What the exercise asks
Copy out all the lines in the records that include the word "React".

======== Given entries

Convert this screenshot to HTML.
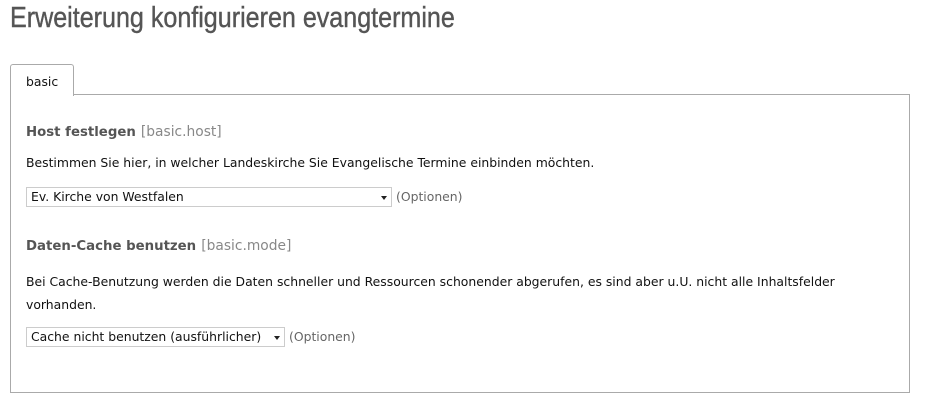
<!DOCTYPE html>
<html><head><meta charset="utf-8"><style>
body{margin:0;background:#fff;font-family:"DejaVu Sans",Verdana,sans-serif;color:#111;width:931px;height:403px;overflow:hidden;position:relative}
.t{position:absolute;left:10px;top:2px;font-family:"Liberation Sans",sans-serif;font-size:29px;color:#555;white-space:nowrap;transform:scaleX(0.865);transform-origin:0 0;-webkit-text-stroke:0.4px #555}
.tab{position:absolute;left:10px;top:64px;width:62px;height:31px;border:1px solid #aaa;border-bottom:none;border-radius:3px 3px 0 0;background:#fff;z-index:2;font-size:12.4px;line-height:33px;text-indent:15px}
.panel{position:absolute;left:10px;top:94px;width:898px;height:297px;border:1px solid #aaa}
.a{position:absolute;left:26px;white-space:nowrap}
h{font-weight:bold;color:#555;font-size:13.3px}
.g{color:#888;font-size:13.8px}
.p{font-size:12.4px}
.sel{position:absolute;left:26px;height:18px;border:1px solid #ccc;font-size:12.4px;line-height:18px;text-indent:4px;box-sizing:content-box;white-space:nowrap}
.sel:after{content:"";position:absolute;right:4px;top:8px;border-left:3.5px solid transparent;border-right:3.5px solid transparent;border-top:4px solid #222}
.o{position:absolute;font-size:12.4px;color:#666;white-space:nowrap}
</style></head><body>
<div class="t">Erweiterung konfigurieren evangtermine</div>
<div class="tab">basic</div>
<div class="panel"></div>
<div class="a" style="top:121px"><h>Host festlegen</h> <span class="g">[basic.host]</span></div>
<div class="a p" style="top:155px">Bestimmen Sie hier, in welcher Landeskirche Sie Evangelische Termine einbinden möchten.</div>
<div class="sel" style="top:187px;width:364px">Ev. Kirche von Westfalen</div>
<div class="o" style="left:396px;top:189px">(Optionen)</div>
<div class="a" style="top:235px"><h>Daten-Cache benutzen</h> <span class="g">[basic.mode]</span></div>
<div class="a p" style="top:270px;line-height:23px">Bei Cache-Benutzung werden die Daten schneller und Ressourcen schonender abgerufen, es sind aber u.U. nicht alle Inhaltsfelder<br>vorhanden.</div>
<div class="sel" style="top:327px;width:257px">Cache nicht benutzen (ausführlicher)</div>
<div class="o" style="left:289px;top:329px">(Optionen)</div>
</body></html>
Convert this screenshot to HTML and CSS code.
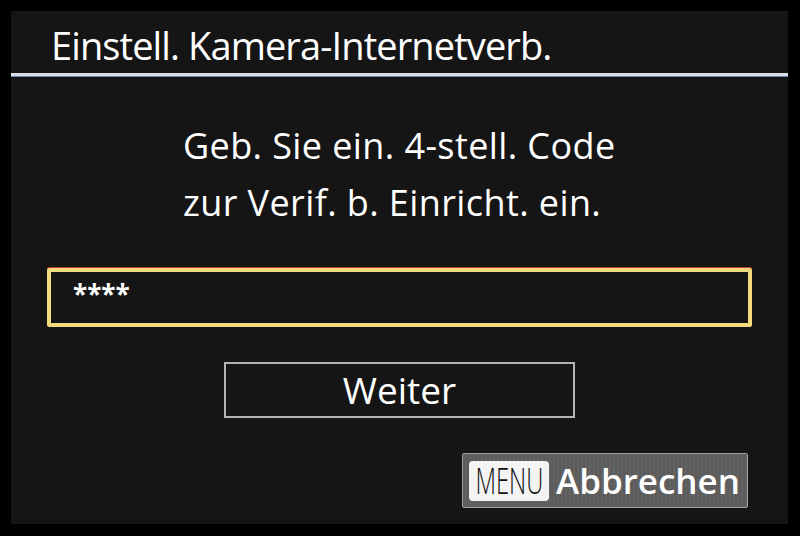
FILE: index.html
```html
<!DOCTYPE html>
<html>
<head>
  <link rel="stylesheet" href="styles.css">
</head>
<body>
  <div class="screen">
    <div class="title">Einstell. Kamera-Internetverb.</div>
    <div class="message">
      <p>Geb. Sie ein. 4-stell. Code</p>
      <p>zur Verif. b. Einricht. ein.</p>
    </div>
    <div class="code-field">****</div>
    <div class="next-row">
      <button class="next">Weiter</button>
    </div>
    <div class="cancel-row">
      <button class="cancel"><span class="menu-key"><span>MENU</span></span>Abbrechen</button>
    </div>
  </div>
</body>
</html>
```

FILE: styles.css
```css
body {
  margin: 0;
  background-color: #000;
  font-family: "Open Sans", "DejaVu Sans", sans-serif;
  color: #fff;
}

.screen {
  margin: 11px;
  width: 777px;
  height: 513px;
  background-color: #151515;
  display: flex;
  flex-direction: column;
}

.title {
  height: 65px;
  box-sizing: border-box;
  padding: 6px 0 0 40px;
  font-size: 38px;
  line-height: 56px;
  letter-spacing: -0.9px;
  border-bottom: 3px solid #d9dde6;
  box-shadow: 0 1px 0 #6f86b0;
}

.message {
  padding-left: 172px;
  margin-top: 41px;
  font-size: 36px;
  letter-spacing: 0.4px;
}

.message p {
  margin: 0;
  line-height: 57px;
}

.code-field {
  margin: 37px 0 0 36px;
  width: 705px;
  height: 59px;
  box-sizing: border-box;
  border: 4px solid #f4da7c;
  border-radius: 2px;
  box-shadow: 0 -1px 0 #b8402a;
  padding-left: 22px;
  font-size: 26px;
  font-weight: bold;
  line-height: 44px;
}

.next-row {
  display: flex;
  justify-content: center;
  margin-top: 35px;
}

.next {
  width: 351px;
  height: 56px;
  background: none;
  border: 2px solid #b4b4b8;
  color: #fff;
  font-family: inherit;
  font-size: 37px;
  padding: 0;
  line-height: 50px;
}

.cancel-row {
  display: flex;
  justify-content: flex-end;
  margin: 35px 40px 0 0;
}

.cancel {
  width: 286px;
  height: 55px;
  display: flex;
  align-items: center;
  gap: 7px;
  padding: 0 0 0 6px;
  background-color: #5d5d5d;
  background-image: repeating-linear-gradient(90deg, #5b5b5b 0, #5b5b5b 2px, #626262 2px, #626262 4px);
  border: 1px solid #a0a0a0;
  border-radius: 2px;
  color: #fff;
  font-family: inherit;
  font-size: 35px;
  font-weight: 600;
}

.menu-key {
  width: 80px;
  height: 40px;
  flex-shrink: 0;
  display: flex;
  justify-content: center;
  align-items: center;
  background-color: #f4f4f4;
  border-radius: 4px;
  color: #111;
  font-size: 36px;
  font-weight: 300;
}

.menu-key span {
  display: inline-block;
  margin: 0 -20px;
  transform: scaleX(0.66);
  line-height: 40px;
}
```
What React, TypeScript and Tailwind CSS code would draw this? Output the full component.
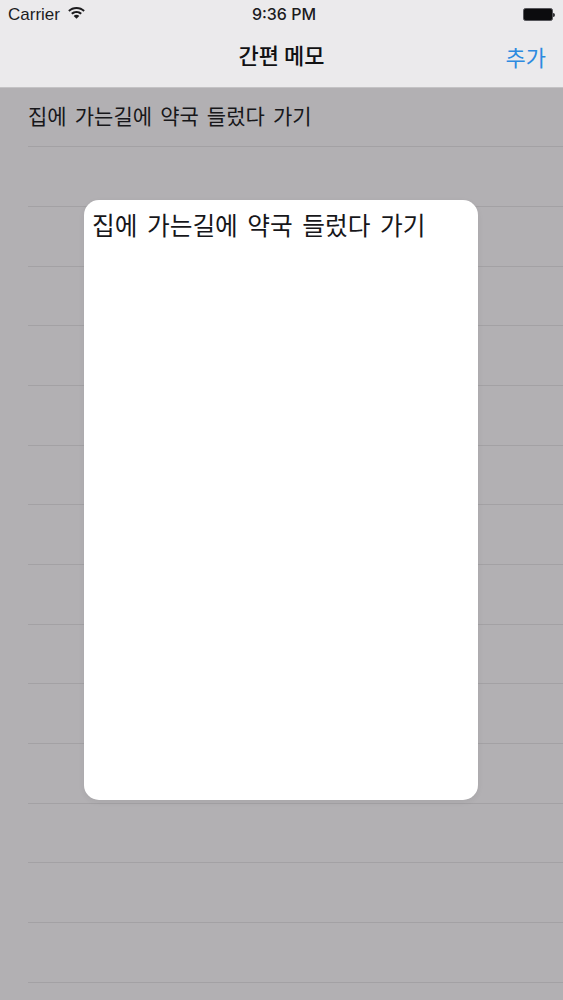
const rows = Array.from({ length: 15 }, (_, i) => i);

function WifiIcon() {
  return (
    <svg className="mb-[3px] ml-px" width="17" height="12" viewBox="0 0 17 12" fill="#1c1c1e">
      <path d="M8.5 0C5.3 0 2.4 1.2 0.2 3.3L1.6 4.8C3.4 3 5.8 2 8.5 2s5.1 1 6.9 2.8l1.4-1.5C14.6 1.2 11.7 0 8.5 0z" />
      <path d="M8.5 3.9c-2.1 0-4 .8-5.4 2.2l1.4 1.5C5.5 6.6 6.9 6 8.5 6s3 .6 4 1.6l1.4-1.5C12.5 4.7 10.6 3.9 8.5 3.9z" />
      <path d="M8.5 7.7c-1.1 0-2.1.4-2.8 1.2L8.5 11.8l2.8-2.9C10.6 8.1 9.6 7.7 8.5 7.7z" />
    </svg>
  );
}

function BatteryIcon() {
  return (
    <div className="flex items-center">
      <div className="w-[30px] h-[13px] bg-[#0c0c0e] rounded-[2.5px] border border-[#55555a]" />
      <div className="w-[2px] h-[4px] bg-[#333336] rounded-r-sm" />
    </div>
  );
}

export default function App() {
  return (
    <div className="relative w-[563px] h-[1000px] overflow-hidden bg-[#b2b0b3] font-['Inter','Noto_Sans_CJK_KR',sans-serif]">
      {/* header */}
      <header className="h-[87.5px] bg-[#ebeaec] border-b border-[#c4c3c5] flex flex-col">
        <div className="h-[29px] px-[8px] flex items-center justify-between relative text-[#1c1c1e]">
          <div className="flex items-center gap-[7px] font-['Liberation_Sans',sans-serif] text-[17px]">
            <span>Carrier</span>
            <WifiIcon />
          </div>
          <span className="absolute left-0 right-0 text-center pl-[5px] pb-[1px] font-['Inter',sans-serif] text-[16px] font-medium">9:36 PM</span>
          <BatteryIcon />
        </div>
        <div className="flex-1 flex items-center justify-between relative pr-[17px] pb-[3px]">
          <span className="absolute left-0 right-0 pb-[3px] text-center text-[22px] font-medium text-[#111113] font-['Noto_Sans_CJK_KR',sans-serif]">간편 메모</span>
          <span />
          <span className="text-[22px] text-[#2d8ae0] font-['Noto_Sans_CJK_KR',sans-serif]">추가</span>
        </div>
      </header>

      {/* list */}
      <div className="pl-[28px]">
        {rows.map((i) => (
          <div key={i} className="h-[59.7px] border-b border-[#a3a1a4] flex items-center">
            {i === 0 && (
              <span className="pb-[2px] text-[21px] [word-spacing:3.4px] text-[#17171a] font-['Noto_Sans_CJK_KR',sans-serif]">집에 가는길에 약국 들렀다 가기</span>
            )}
          </div>
        ))}
      </div>

      {/* memo popup */}
      <div className="absolute left-[84px] top-[200px] w-[394px] h-[600px] bg-white rounded-[15px] shadow-[0_2px_6px_rgba(0,0,0,0.06)] px-[8px] py-[4px]">
        <p className="text-[24.7px] [word-spacing:4px] leading-[40px] text-[#17171a] font-['Noto_Sans_CJK_KR',sans-serif]">집에 가는길에 약국 들렀다 가기</p>
      </div>
    </div>
  );
}
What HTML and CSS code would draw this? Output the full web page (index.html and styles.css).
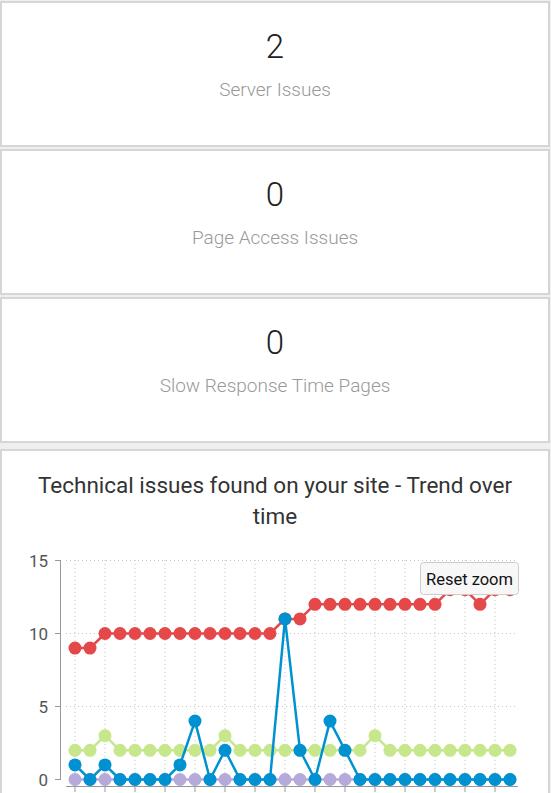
FILE: index.html
```html
<!DOCTYPE html>
<html lang="en">
<head>
	<meta charset="UTF-8">
	<title>Site issues</title>
	<link rel="stylesheet" href="styles.css">
</head>
<body>
<div class="page">
	<div class="stat">
		<div class="stat-num">2</div>
		<div class="stat-label">Server Issues</div>
	</div>
	<div class="stat">
		<div class="stat-num">0</div>
		<div class="stat-label">Page Access Issues</div>
	</div>
	<div class="stat">
		<div class="stat-num">0</div>
		<div class="stat-label">Slow Response Time Pages</div>
	</div>
	<div class="chart-card">
		<h2 class="chart-title">Technical issues found on your site - Trend over time</h2>
		<svg class="chart" id="trend" width="546" height="260" viewBox="2 533 546 260"></svg>
	</div>
</div>

<script>
	(function chart(){
		var NS = 'http://www.w3.org/2000/svg';
		var oSvg = document.getElementById('trend');

		function x(i){ return 75 + 15 * i; }
		function y(v){ return 780.5 - 14.6 * v; }
		function add(name, attrs, parent){
			var node = document.createElementNS(NS, name);
			for(var k in attrs){
				node.setAttribute(k, attrs[k]);
			}
			(parent || oSvg).appendChild(node);
			return node;
		}

		// grid
		for(var k = 0; k < 15; k++){
			add('line', {x1: x(2 * k), y1: 561, x2: x(2 * k), y2: 787, 'class': 'grid'});
		}
		[5, 10, 15].forEach(function(v){
			add('line', {x1: 66, y1: y(v), x2: 518, y2: y(v), 'class': 'grid'});
		});

		// axes
		add('line', {x1: 60.5, y1: y(15), x2: 60.5, y2: y(0), 'class': 'axis'});
		[0, 5, 10, 15].forEach(function(v){
			add('line', {x1: 55, y1: y(v), x2: 61, y2: y(v), 'class': 'axis'});
			var t = add('text', {x: 48, y: y(v) + 6, 'class': 'ylabel'});
			t.textContent = v;
		});
		add('line', {x1: 66, y1: 787.5, x2: 518, y2: 787.5, 'class': 'axis'});
		for(var k = 0; k < 15; k++){
			add('line', {x1: x(2 * k), y1: 788, x2: x(2 * k), y2: 794, 'class': 'axis'});
		}

		// series
		var series = [
			{cls: 'red', data: [9,9,10,10,10,10,10,10,10,10,10,10,10,10,11,11,12,12,12,12,12,12,12,12,12,13,13,12,13,13]},
			{cls: 'green', data: [2,2,3,2,2,2,2,2,2,2,3,2,2,2,2,2,2,2,2,2,3,2,2,2,2,2,2,2,2,2]},
			{cls: 'purple', data: [0,0,0,0,0,0,0,0,0,0,0,0,0,0,0,0,0,0,0,0,0,0,0,0,0,0,0,0,0,0]},
			{cls: 'blue', data: [1,0,1,0,0,0,0,1,4,0,2,0,0,0,11,2,0,4,2,0,0,0,0,0,0,0,0,0,0,0]}
		];
		series.forEach(function(s){
			var g = add('g', {'class': 'series ' + s.cls});
			var d = '';
			for(var i = 0; i < s.data.length; i++){
				d += (i ? ' L' : 'M') + x(i) + ' ' + y(s.data[i]);
			}
			add('path', {d: d}, g);
			for(var i = 0; i < s.data.length; i++){
				add('circle', {cx: x(i), cy: y(s.data[i]), r: 6.5}, g);
			}
		});

		// reset zoom button
		var btn = add('g', {'class': 'reset'});
		add('rect', {x: 420.5, y: 563.5, width: 98, height: 32, rx: 3}, btn);
		var label = add('text', {x: 469.5, y: 585.5}, btn);
		label.textContent = 'Reset zoom';
	})();
</script>
</body>
</html>
```

FILE: styles.css
```css
body,h2{
	margin: 0;
}
body{
	background-color: #efefef;
	font-family: Roboto, "Liberation Sans", Arial, sans-serif;
}
.page{
	width: 550px;
	padding-top: 1px;
}
.stat{
	box-sizing: border-box;
	height: 146px;
	margin-bottom: 2px;
	padding-top: 24px;
	border: 2px solid #d6d6d6;
	background-color: #fff;
	text-align: center;
}
.stat-num{
	font-size: 33px;
	font-weight: 300;
	line-height: 40px;
	color: #222;
}
.stat-label{
	margin-top: 12px;
	font-size: 19px;
	font-weight: 300;
	line-height: 22px;
	color: #999;
}
.chart-card{
	box-sizing: border-box;
	height: 400px;
	margin-top: 6px;
	border: 2px solid #d6d6d6;
	background-color: #fff;
}
.chart-title{
	width: 500px;
	margin: 0 auto;
	padding-top: 19px;
	font-size: 22.5px;
	font-weight: 400;
	line-height: 31px;
	color: #333;
	text-align: center;
}
.chart{
	display: block;
}
.grid{
	stroke: #c4c4c4;
	stroke-width: 1;
	stroke-dasharray: 1 3;
}
.axis{
	stroke: #999;
	stroke-width: 1;
}
.ylabel{
	font-family: Roboto, "Liberation Sans", sans-serif;
	font-size: 17px;
	fill: #555;
	text-anchor: end;
}
.series path{
	fill: none;
	stroke-width: 2.5;
	stroke-linejoin: round;
}
.red path{ stroke: #e44848; }
.red circle{ fill: #e44848; }
.green path{ stroke: #c6e78c; }
.green circle{ fill: #c6e78c; }
.purple path{ stroke: #b6aada; }
.purple circle{ fill: #b6aada; }
.blue path{ stroke: #0092d0; }
.blue circle{ fill: #0092d0; }
.reset rect{
	fill: #f7f7f7;
	stroke: #cccccc;
	stroke-width: 1;
}
.reset text{
	font-family: Roboto, "Liberation Sans", sans-serif;
	font-size: 16.5px;
	fill: #111;
	text-anchor: middle;
}
```
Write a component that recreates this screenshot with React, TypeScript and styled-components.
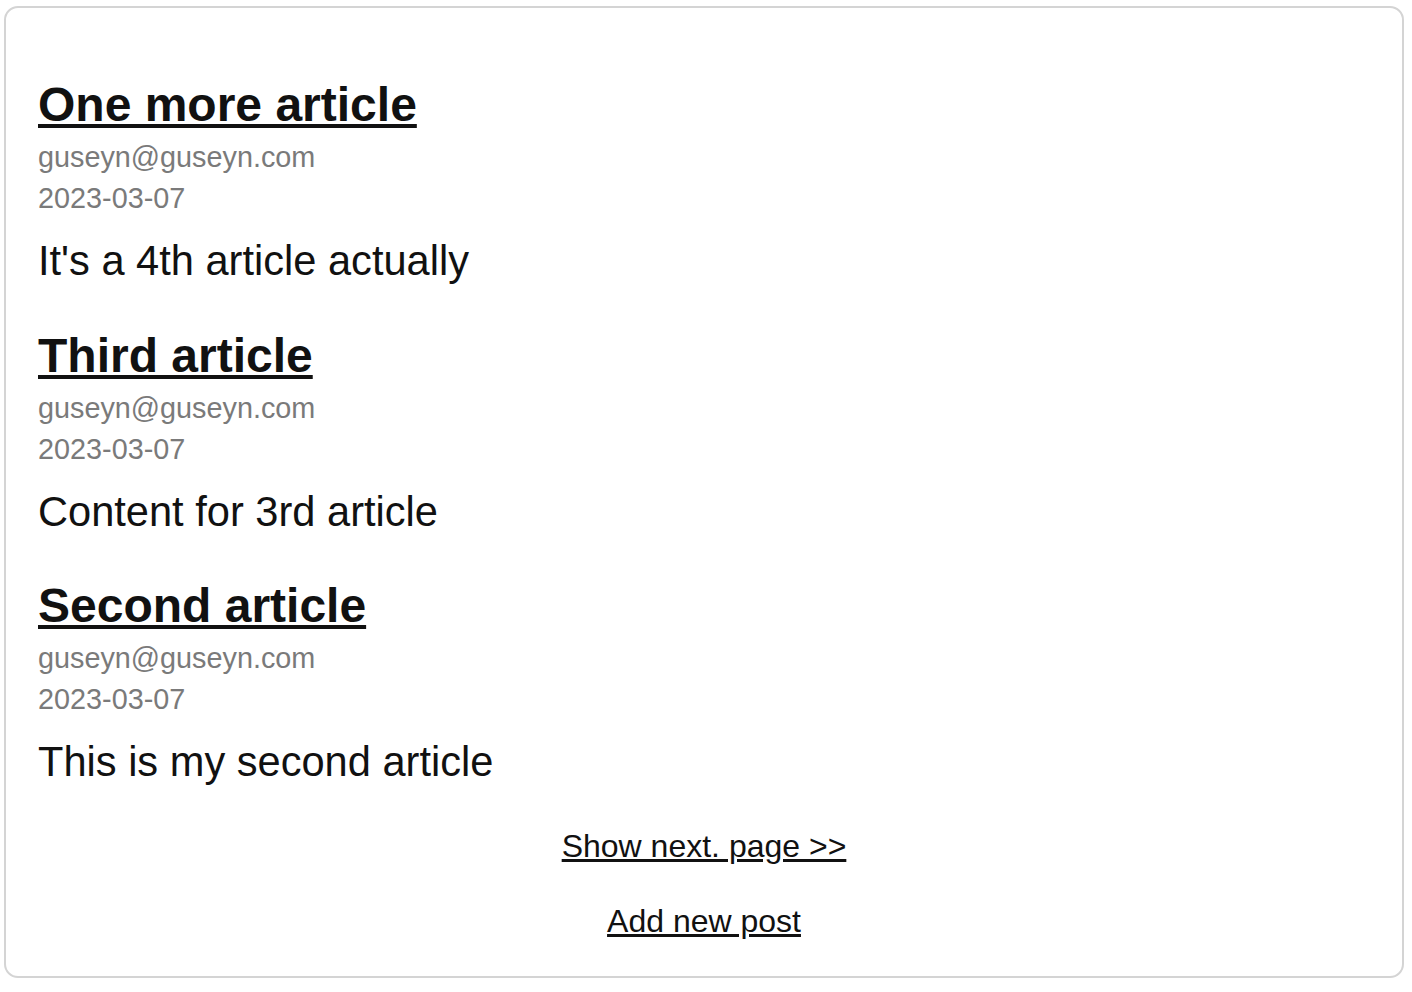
import styled, { createGlobalStyle } from "styled-components";

const GlobalStyle = createGlobalStyle`
  html, body {
    margin: 0;
    padding: 0;
    background: #ffffff;
  }
  body {
    font-family: "Liberation Sans", Arial, sans-serif;
    color: #111111;
  }
`;

const Page = styled.div`
  padding: 6px 8px 0 4px;
`;

const Card = styled.main`
  box-sizing: border-box;
  width: 1400px;
  height: 972px;
  border: 2px solid #d4d4d4;
  border-radius: 14px;
  padding: 69px 32px 35px 32px;
  display: flex;
  flex-direction: column;
`;

const PostList = styled.div`
  display: flex;
  flex-direction: column;
  gap: 41.5px;
`;

const Post = styled.article`
  display: flex;
  flex-direction: column;
`;

const Title = styled.a`
  align-self: flex-start;
  font-size: 48px;
  font-weight: 700;
  line-height: 56px;
  color: #111111;
  text-decoration: underline;
  margin-bottom: 4px;
`;

const Meta = styled.div`
  font-size: 28.8px;
  line-height: 41px;
  color: #7a7a7a;
`;

const Body = styled.p`
  margin: 17px 0 0 0;
  font-size: 41.6px;
  line-height: 50px;
  color: #111111;
`;

const Footer = styled.nav`
  margin-top: 39px;
  display: flex;
  flex-direction: column;
  align-items: center;
  gap: 35px;
`;

const FooterLink = styled.a`
  font-size: 32px;
  line-height: 40px;
  color: #111111;
  text-decoration: underline;
`;

type PostData = {
  title: string;
  author: string;
  date: string;
  content: string;
};

const posts: PostData[] = [
  {
    title: "One more article",
    author: "guseyn@guseyn.com",
    date: "2023-03-07",
    content: "It's a 4th article actually",
  },
  {
    title: "Third article",
    author: "guseyn@guseyn.com",
    date: "2023-03-07",
    content: "Content for 3rd article",
  },
  {
    title: "Second article",
    author: "guseyn@guseyn.com",
    date: "2023-03-07",
    content: "This is my second article",
  },
];

const App = () => {
  return (
    <Page>
      <GlobalStyle />
      <Card>
        <PostList>
          {posts.map((post) => (
            <Post key={post.title}>
              <Title href="#">{post.title}</Title>
              <Meta>{post.author}</Meta>
              <Meta>{post.date}</Meta>
              <Body>{post.content}</Body>
            </Post>
          ))}
        </PostList>
        <Footer>
          <FooterLink href="#">Show next. page &gt;&gt;</FooterLink>
          <FooterLink href="#">Add new post</FooterLink>
        </Footer>
      </Card>
    </Page>
  );
};

export default App;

================

Answer to the exercise
What React, TypeScript and Tailwind CSS code would draw this? Output the full component.
Write a component that recreates this screenshot with React, TypeScript and styled-components.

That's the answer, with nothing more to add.